Dominant la plage d’El Haouaria, où l’on peut soit pique-niquer soit déjeuner dans une des guinguettes, la colline de Ras Dreck porte un cône couleur de rouille. Ce sont les soubassements d’une – la seule en Tunisie ! – forteresse carthaginoise qui aurait « vécu » du Ve au IIe siècle avant J.C.. Ses « guetteurs » auraient-ils vu débarquer en 310 avant J.C. Agathocles, tyran de Syracuse. Il fait brûler ses vaisseaux sur la plage pour que ses soldats sachent qu’ils doivent vaincre ou mourir. Ils vont piller et détruire Kerkouane. Cinquante ans plus tard, les soldats carthaginois voient arriver le Consul romain Regulus qui va incendier Kerkouane. La cité ne survivra pas.
Au pied de la citadelle, un temple punique – le seul du pays – était dédié sans doute à la déesse Ashtart, marine et protectrice des guerriers. Son plan en 4 compartiments séparés et la citerne, destinée sans doute, aux ablutions, est typiquement phénicien. Il aurait « vécu » du IVe au IIe siècle avant J.C. : le siècle qui voit la destruction de Carthage.

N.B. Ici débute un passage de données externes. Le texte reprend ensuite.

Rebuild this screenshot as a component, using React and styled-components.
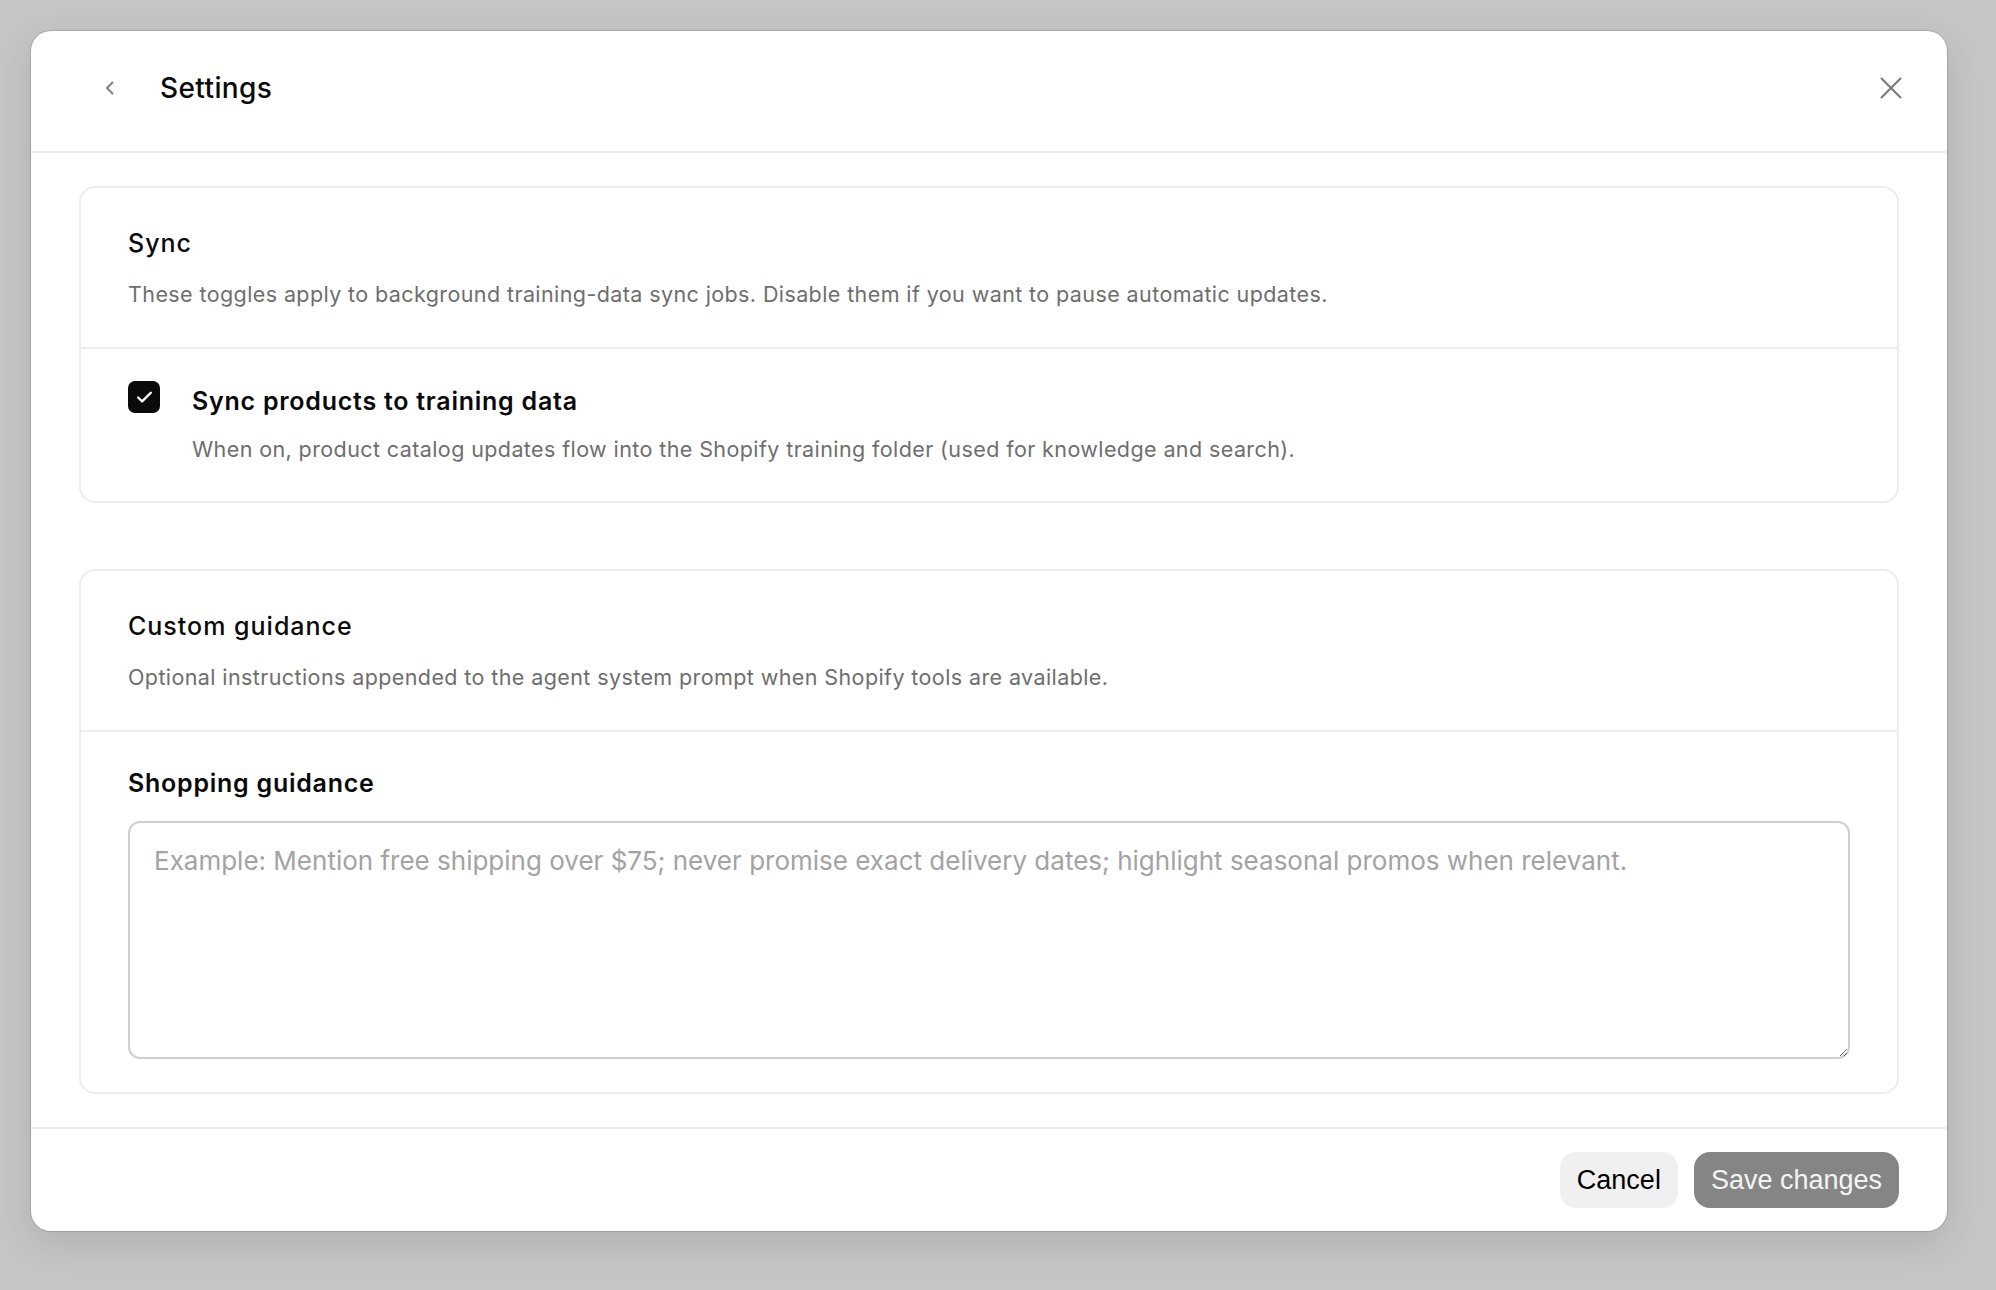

A quelques tours de roues, s’ouvrent les énormes carrières d’El Haouaria. C’était sans doute, l’antique Hermaeia : consacrées au dieu Hermès. Elles ont été exploitées par les Carthaginois puis les Romains et sans doute très tardivement. Des esclaves ou des condamnés y vivaient et y travaillaient dans des conditions épouvantables, au fond de « puits » qui s’agrandissaient et s’approfondissaient au fur et à mesure de l’extraction des pierres. Elles étaient certainement acheminées sur des « chalands » qui longeaient les côtes.

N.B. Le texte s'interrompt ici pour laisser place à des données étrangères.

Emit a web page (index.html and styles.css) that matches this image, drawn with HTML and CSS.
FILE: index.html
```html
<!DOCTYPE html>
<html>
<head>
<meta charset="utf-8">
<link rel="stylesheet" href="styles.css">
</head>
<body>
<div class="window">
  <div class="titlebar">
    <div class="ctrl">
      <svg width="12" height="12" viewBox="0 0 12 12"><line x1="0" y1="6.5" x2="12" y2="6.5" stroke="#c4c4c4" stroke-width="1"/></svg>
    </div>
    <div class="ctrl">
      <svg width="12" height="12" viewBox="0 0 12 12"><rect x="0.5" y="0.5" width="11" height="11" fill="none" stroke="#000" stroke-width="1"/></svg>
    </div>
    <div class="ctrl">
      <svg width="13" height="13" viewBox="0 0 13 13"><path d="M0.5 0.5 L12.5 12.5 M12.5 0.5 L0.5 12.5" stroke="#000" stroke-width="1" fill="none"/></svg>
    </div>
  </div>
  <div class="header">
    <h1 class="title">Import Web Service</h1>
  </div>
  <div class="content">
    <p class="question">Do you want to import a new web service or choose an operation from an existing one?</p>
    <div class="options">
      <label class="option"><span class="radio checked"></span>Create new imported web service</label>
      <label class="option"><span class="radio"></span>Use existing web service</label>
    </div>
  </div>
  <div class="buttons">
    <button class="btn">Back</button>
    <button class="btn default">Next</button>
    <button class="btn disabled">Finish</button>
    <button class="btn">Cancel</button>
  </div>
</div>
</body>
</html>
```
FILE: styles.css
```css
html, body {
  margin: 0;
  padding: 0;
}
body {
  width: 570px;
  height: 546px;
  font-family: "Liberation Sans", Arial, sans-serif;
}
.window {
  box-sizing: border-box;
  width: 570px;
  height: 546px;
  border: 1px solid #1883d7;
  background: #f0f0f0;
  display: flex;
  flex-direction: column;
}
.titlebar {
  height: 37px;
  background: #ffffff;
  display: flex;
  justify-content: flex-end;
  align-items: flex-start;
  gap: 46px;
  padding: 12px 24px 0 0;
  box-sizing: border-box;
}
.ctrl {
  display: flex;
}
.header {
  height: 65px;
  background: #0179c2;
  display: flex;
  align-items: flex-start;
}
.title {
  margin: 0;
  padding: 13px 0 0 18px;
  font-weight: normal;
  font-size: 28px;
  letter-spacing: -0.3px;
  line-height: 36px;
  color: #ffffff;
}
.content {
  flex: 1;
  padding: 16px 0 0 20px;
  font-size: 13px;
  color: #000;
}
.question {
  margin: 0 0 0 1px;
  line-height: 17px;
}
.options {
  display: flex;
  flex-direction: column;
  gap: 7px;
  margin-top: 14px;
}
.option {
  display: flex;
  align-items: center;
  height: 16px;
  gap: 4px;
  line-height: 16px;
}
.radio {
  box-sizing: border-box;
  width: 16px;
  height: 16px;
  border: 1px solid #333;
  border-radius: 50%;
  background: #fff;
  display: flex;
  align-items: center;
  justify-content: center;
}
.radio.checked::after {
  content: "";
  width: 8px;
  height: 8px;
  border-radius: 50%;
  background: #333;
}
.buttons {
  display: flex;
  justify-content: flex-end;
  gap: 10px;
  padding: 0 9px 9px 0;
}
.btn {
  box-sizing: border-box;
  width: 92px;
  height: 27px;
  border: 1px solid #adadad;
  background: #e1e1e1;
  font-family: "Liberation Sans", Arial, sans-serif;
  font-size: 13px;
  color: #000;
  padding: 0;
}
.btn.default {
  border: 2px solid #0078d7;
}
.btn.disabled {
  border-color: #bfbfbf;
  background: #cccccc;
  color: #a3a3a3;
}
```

Si la visite du site de Kerkouane vous a rassasié de « vieilles pierres », allez voir au hameau d’Achraf, tout proche, l’énorme olivier carthaginois ou un peu plus loin les mausolées jumeaux.
Vous pouvez aussi aller vous promener jusqu’à Sidi Daoud et admirer son vivier à poisson ou monter sur le Jebel Abiadh pour dominer le Cap Bon ou encore aller reconnaître la grande plage de Takerdouch où il fera bon cet été. Tout cela vous fera certainement revenir dans cette région.